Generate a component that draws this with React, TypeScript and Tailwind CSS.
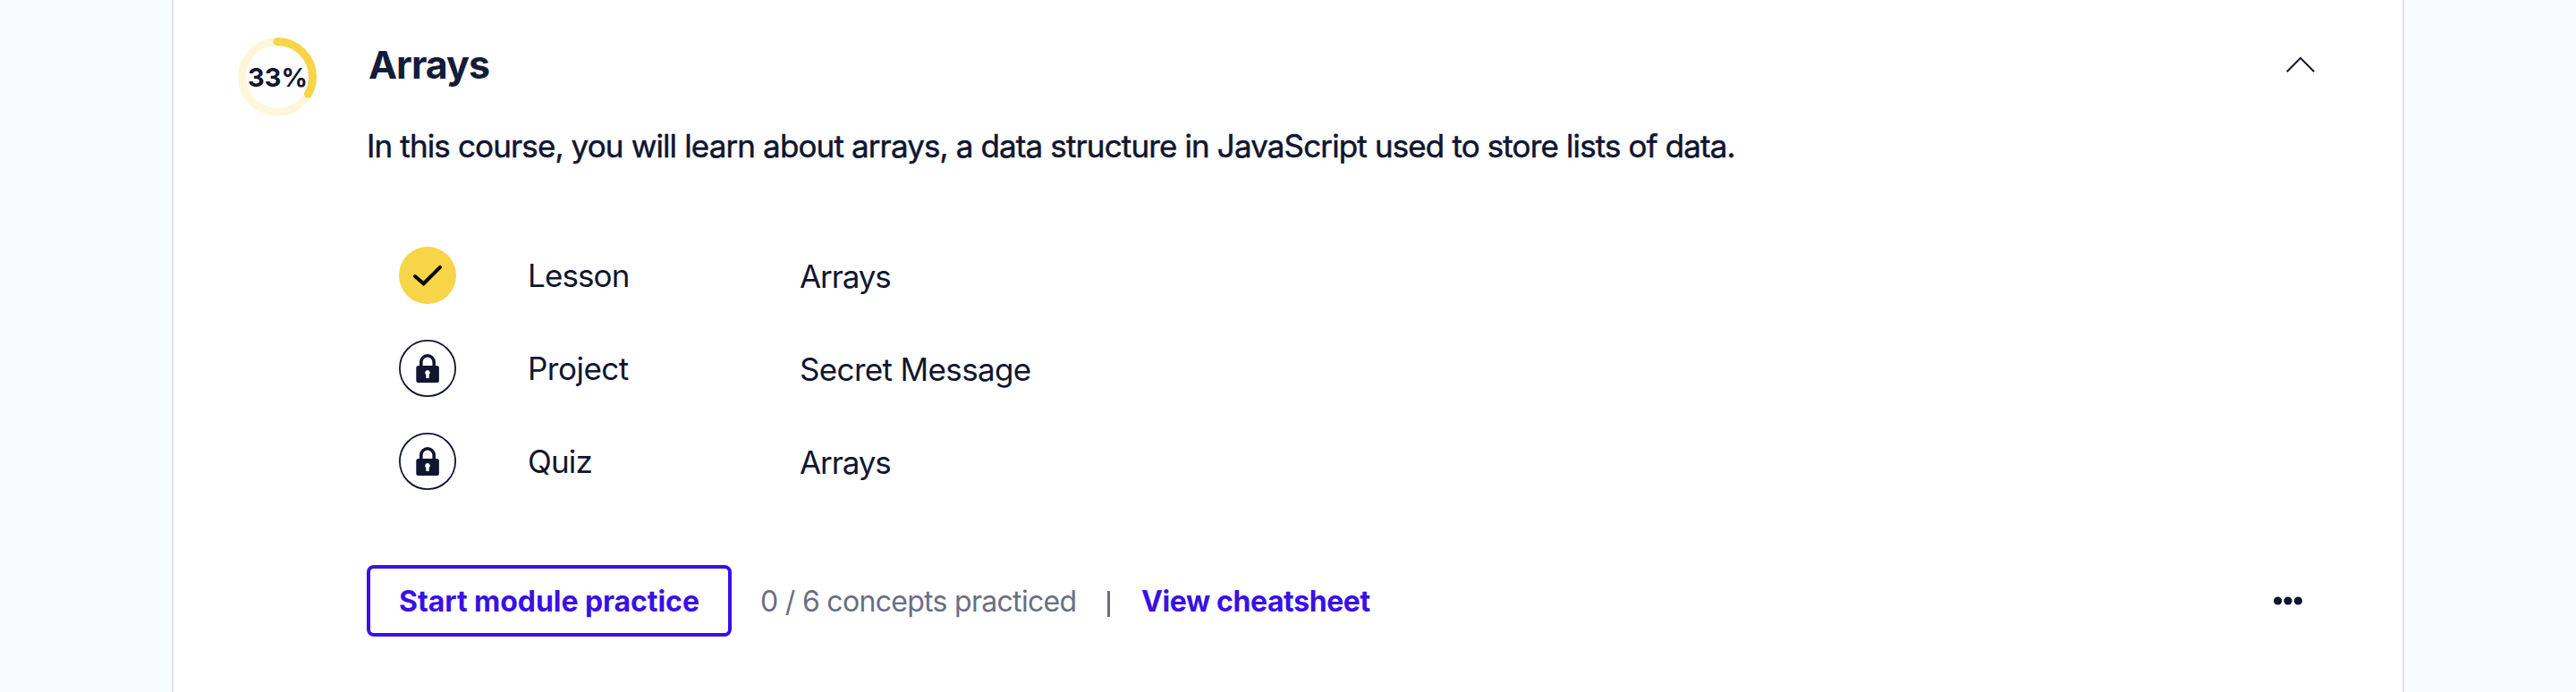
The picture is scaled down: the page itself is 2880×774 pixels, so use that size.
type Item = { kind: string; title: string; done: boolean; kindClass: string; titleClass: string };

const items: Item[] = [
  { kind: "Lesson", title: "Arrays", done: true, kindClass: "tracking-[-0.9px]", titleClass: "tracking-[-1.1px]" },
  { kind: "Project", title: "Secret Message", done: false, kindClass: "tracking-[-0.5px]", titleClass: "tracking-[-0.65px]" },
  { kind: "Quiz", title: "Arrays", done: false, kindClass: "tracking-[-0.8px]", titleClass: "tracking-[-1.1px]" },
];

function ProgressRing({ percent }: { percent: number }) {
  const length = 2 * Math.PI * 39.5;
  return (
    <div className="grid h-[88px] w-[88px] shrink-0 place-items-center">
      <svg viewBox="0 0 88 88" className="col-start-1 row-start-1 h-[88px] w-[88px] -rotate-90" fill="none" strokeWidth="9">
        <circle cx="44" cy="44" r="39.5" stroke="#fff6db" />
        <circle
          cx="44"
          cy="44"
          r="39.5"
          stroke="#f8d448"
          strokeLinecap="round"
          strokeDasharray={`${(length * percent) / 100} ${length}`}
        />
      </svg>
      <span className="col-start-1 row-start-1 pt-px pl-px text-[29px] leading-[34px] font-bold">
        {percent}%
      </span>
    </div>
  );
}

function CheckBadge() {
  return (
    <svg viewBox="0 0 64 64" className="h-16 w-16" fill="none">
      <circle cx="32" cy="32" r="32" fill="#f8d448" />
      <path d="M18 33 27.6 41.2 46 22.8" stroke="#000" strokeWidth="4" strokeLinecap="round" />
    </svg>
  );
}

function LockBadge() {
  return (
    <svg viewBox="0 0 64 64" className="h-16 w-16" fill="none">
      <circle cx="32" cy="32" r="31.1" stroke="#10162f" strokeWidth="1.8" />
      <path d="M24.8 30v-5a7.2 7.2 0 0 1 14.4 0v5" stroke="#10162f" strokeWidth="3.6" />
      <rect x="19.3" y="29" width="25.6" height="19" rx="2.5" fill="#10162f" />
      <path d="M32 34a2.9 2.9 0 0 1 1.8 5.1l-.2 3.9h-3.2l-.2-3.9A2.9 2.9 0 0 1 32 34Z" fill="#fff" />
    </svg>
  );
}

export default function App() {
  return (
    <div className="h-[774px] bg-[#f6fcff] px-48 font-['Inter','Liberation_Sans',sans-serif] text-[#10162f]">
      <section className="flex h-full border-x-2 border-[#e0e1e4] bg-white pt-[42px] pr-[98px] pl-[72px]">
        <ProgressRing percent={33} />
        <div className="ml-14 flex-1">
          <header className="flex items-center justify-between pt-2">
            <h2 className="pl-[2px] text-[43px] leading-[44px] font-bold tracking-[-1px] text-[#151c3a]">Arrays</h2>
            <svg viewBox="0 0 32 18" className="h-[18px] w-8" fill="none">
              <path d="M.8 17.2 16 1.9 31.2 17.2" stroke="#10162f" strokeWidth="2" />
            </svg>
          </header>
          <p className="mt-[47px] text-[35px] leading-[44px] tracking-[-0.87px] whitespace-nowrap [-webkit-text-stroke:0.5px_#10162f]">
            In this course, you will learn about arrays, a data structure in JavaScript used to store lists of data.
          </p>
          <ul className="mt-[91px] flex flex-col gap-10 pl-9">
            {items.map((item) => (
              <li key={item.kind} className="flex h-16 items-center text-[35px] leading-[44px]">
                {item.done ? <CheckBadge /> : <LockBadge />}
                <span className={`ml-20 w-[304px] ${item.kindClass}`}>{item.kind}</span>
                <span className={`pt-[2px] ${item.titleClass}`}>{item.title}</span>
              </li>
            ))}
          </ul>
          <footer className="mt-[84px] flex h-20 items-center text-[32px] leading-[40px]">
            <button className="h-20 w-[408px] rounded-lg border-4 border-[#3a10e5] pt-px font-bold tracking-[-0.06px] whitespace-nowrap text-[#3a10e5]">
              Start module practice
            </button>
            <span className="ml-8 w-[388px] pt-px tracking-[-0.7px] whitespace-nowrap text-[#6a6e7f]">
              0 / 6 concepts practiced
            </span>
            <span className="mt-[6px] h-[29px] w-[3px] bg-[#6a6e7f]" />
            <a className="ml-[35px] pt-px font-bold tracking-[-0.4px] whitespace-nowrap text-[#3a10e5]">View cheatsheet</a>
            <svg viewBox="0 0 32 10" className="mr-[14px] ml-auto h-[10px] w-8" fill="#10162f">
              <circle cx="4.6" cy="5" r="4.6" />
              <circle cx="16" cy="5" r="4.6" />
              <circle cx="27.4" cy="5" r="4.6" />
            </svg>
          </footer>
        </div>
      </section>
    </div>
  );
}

### TASK TO CARRY OUT
Go through the listing above and quote it exactly, apart from its images.

### SOLUTION TO THIS TASK
Generate a component that draws this with React, TypeScript and Tailwind CSS.
The picture is scaled down: the page itself is 2880×774 pixels, so use that size.
type Item = { kind: string; title: string; done: boolean; kindClass: string; titleClass: string };

const items: Item[] = [
  { kind: "Lesson", title: "Arrays", done: true, kindClass: "tracking-[-0.9px]", titleClass: "tracking-[-1.1px]" },
  { kind: "Project", title: "Secret Message", done: false, kindClass: "tracking-[-0.5px]", titleClass: "tracking-[-0.65px]" },
  { kind: "Quiz", title: "Arrays", done: false, kindClass: "tracking-[-0.8px]", titleClass: "tracking-[-1.1px]" },
];

function ProgressRing({ percent }: { percent: number }) {
  const length = 2 * Math.PI * 39.5;
  return (
    <div className="grid h-[88px] w-[88px] shrink-0 place-items-center">
      <svg viewBox="0 0 88 88" className="col-start-1 row-start-1 h-[88px] w-[88px] -rotate-90" fill="none" strokeWidth="9">
        <circle cx="44" cy="44" r="39.5" stroke="#fff6db" />
        <circle
          cx="44"
          cy="44"
          r="39.5"
          stroke="#f8d448"
          strokeLinecap="round"
          strokeDasharray={`${(length * percent) / 100} ${length}`}
        />
      </svg>
      <span className="col-start-1 row-start-1 pt-px pl-px text-[29px] leading-[34px] font-bold">
        {percent}%
      </span>
    </div>
  );
}

function CheckBadge() {
  return (
    <svg viewBox="0 0 64 64" className="h-16 w-16" fill="none">
      <circle cx="32" cy="32" r="32" fill="#f8d448" />
      <path d="M18 33 27.6 41.2 46 22.8" stroke="#000" strokeWidth="4" strokeLinecap="round" />
    </svg>
  );
}

function LockBadge() {
  return (
    <svg viewBox="0 0 64 64" className="h-16 w-16" fill="none">
      <circle cx="32" cy="32" r="31.1" stroke="#10162f" strokeWidth="1.8" />
      <path d="M24.8 30v-5a7.2 7.2 0 0 1 14.4 0v5" stroke="#10162f" strokeWidth="3.6" />
      <rect x="19.3" y="29" width="25.6" height="19" rx="2.5" fill="#10162f" />
      <path d="M32 34a2.9 2.9 0 0 1 1.8 5.1l-.2 3.9h-3.2l-.2-3.9A2.9 2.9 0 0 1 32 34Z" fill="#fff" />
    </svg>
  );
}

export default function App() {
  return (
    <div className="h-[774px] bg-[#f6fcff] px-48 font-['Inter','Liberation_Sans',sans-serif] text-[#10162f]">
      <section className="flex h-full border-x-2 border-[#e0e1e4] bg-white pt-[42px] pr-[98px] pl-[72px]">
        <ProgressRing percent={33} />
        <div className="ml-14 flex-1">
          <header className="flex items-center justify-between pt-2">
            <h2 className="pl-[2px] text-[43px] leading-[44px] font-bold tracking-[-1px] text-[#151c3a]">Arrays</h2>
            <svg viewBox="0 0 32 18" className="h-[18px] w-8" fill="none">
              <path d="M.8 17.2 16 1.9 31.2 17.2" stroke="#10162f" strokeWidth="2" />
            </svg>
          </header>
          <p className="mt-[47px] text-[35px] leading-[44px] tracking-[-0.87px] whitespace-nowrap [-webkit-text-stroke:0.5px_#10162f]">
            In this course, you will learn about arrays, a data structure in JavaScript used to store lists of data.
          </p>
          <ul className="mt-[91px] flex flex-col gap-10 pl-9">
            {items.map((item) => (
              <li key={item.kind} className="flex h-16 items-center text-[35px] leading-[44px]">
                {item.done ? <CheckBadge /> : <LockBadge />}
                <span className={`ml-20 w-[304px] ${item.kindClass}`}>{item.kind}</span>
                <span className={`pt-[2px] ${item.titleClass}`}>{item.title}</span>
              </li>
            ))}
          </ul>
          <footer className="mt-[84px] flex h-20 items-center text-[32px] leading-[40px]">
            <button className="h-20 w-[408px] rounded-lg border-4 border-[#3a10e5] pt-px font-bold tracking-[-0.06px] whitespace-nowrap text-[#3a10e5]">
              Start module practice
            </button>
            <span className="ml-8 w-[388px] pt-px tracking-[-0.7px] whitespace-nowrap text-[#6a6e7f]">
              0 / 6 concepts practiced
            </span>
            <span className="mt-[6px] h-[29px] w-[3px] bg-[#6a6e7f]" />
            <a className="ml-[35px] pt-px font-bold tracking-[-0.4px] whitespace-nowrap text-[#3a10e5]">View cheatsheet</a>
            <svg viewBox="0 0 32 10" className="mr-[14px] ml-auto h-[10px] w-8" fill="#10162f">
              <circle cx="4.6" cy="5" r="4.6" />
              <circle cx="16" cy="5" r="4.6" />
              <circle cx="27.4" cy="5" r="4.6" />
            </svg>
          </footer>
        </div>
      </section>
    </div>
  );
}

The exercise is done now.